▶ **Code that builds pages**:
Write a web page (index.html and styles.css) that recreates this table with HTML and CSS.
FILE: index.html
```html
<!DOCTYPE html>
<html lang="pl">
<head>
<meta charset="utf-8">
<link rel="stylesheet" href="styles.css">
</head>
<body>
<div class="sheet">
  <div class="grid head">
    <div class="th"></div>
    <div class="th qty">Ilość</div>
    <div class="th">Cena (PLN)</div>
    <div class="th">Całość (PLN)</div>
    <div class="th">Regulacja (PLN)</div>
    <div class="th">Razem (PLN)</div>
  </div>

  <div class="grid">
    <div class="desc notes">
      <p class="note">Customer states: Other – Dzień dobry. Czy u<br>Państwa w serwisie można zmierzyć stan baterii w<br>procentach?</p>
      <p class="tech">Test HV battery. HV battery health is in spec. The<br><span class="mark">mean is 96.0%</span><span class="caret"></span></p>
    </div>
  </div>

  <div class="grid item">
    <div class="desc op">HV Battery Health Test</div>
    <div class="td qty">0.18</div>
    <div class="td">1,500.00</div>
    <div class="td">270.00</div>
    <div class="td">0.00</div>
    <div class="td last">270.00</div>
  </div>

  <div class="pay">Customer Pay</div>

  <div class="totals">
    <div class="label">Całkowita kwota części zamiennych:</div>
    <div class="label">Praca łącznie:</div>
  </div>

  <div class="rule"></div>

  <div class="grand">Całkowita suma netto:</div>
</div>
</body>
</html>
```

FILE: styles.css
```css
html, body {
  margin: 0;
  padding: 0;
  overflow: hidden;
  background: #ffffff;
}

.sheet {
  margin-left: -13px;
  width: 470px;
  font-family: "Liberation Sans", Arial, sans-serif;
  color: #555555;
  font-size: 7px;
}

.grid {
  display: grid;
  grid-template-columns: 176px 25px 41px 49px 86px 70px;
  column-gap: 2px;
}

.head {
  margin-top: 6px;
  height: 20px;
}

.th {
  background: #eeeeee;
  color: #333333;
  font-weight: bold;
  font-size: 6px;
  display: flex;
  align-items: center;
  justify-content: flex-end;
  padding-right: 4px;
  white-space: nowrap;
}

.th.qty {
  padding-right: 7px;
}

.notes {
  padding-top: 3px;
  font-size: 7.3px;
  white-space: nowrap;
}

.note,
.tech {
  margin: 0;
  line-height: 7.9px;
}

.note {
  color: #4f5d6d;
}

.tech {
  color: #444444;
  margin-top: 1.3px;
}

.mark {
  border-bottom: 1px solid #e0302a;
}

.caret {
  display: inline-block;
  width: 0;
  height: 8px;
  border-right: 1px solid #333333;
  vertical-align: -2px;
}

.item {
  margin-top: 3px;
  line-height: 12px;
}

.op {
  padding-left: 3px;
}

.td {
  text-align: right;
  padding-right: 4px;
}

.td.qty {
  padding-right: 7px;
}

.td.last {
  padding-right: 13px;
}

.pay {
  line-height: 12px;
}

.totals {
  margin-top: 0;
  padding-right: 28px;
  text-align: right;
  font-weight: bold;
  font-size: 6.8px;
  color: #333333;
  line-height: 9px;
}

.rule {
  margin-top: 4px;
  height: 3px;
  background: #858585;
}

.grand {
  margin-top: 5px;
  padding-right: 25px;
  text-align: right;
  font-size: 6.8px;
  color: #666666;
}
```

--

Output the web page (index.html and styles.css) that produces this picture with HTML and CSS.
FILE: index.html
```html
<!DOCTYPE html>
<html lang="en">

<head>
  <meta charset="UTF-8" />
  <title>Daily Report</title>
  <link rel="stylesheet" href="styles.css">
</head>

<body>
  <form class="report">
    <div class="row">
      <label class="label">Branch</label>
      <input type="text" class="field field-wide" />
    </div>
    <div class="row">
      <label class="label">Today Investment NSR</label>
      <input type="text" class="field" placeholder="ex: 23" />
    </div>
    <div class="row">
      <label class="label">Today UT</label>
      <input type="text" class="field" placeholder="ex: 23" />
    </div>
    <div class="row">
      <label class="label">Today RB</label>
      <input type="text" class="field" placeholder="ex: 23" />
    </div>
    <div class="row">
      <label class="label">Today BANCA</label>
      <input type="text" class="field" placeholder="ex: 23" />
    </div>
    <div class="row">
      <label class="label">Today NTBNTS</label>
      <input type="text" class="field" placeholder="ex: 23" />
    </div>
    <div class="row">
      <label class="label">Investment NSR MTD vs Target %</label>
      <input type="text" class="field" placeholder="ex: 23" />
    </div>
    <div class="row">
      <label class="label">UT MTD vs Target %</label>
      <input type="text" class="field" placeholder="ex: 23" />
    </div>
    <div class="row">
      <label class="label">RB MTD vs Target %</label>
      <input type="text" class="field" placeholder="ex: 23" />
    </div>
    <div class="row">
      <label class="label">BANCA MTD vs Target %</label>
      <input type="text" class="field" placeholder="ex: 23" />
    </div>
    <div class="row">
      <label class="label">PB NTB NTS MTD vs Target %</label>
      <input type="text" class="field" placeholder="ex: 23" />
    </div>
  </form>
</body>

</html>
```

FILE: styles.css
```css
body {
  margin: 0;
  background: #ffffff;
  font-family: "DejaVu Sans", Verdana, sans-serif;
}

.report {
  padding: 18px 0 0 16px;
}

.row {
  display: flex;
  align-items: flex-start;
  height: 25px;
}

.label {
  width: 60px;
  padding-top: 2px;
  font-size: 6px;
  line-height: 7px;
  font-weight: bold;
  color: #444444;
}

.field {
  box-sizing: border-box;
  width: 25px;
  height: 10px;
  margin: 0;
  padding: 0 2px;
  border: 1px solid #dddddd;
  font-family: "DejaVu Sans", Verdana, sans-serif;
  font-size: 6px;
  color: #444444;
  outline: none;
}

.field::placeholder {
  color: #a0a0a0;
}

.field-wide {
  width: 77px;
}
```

▶ **WRITTEN INSTRUCTION**: Collect from the data above every line that includes "styles".

▶ **EXPECTED OUTPUT**:
Write a web page (index.html and styles.css) that recreates this table with HTML and CSS.
<link rel="stylesheet" href="styles.css">
FILE: styles.css
Output the web page (index.html and styles.css) that produces this picture with HTML and CSS.
  <link rel="stylesheet" href="styles.css">
FILE: styles.css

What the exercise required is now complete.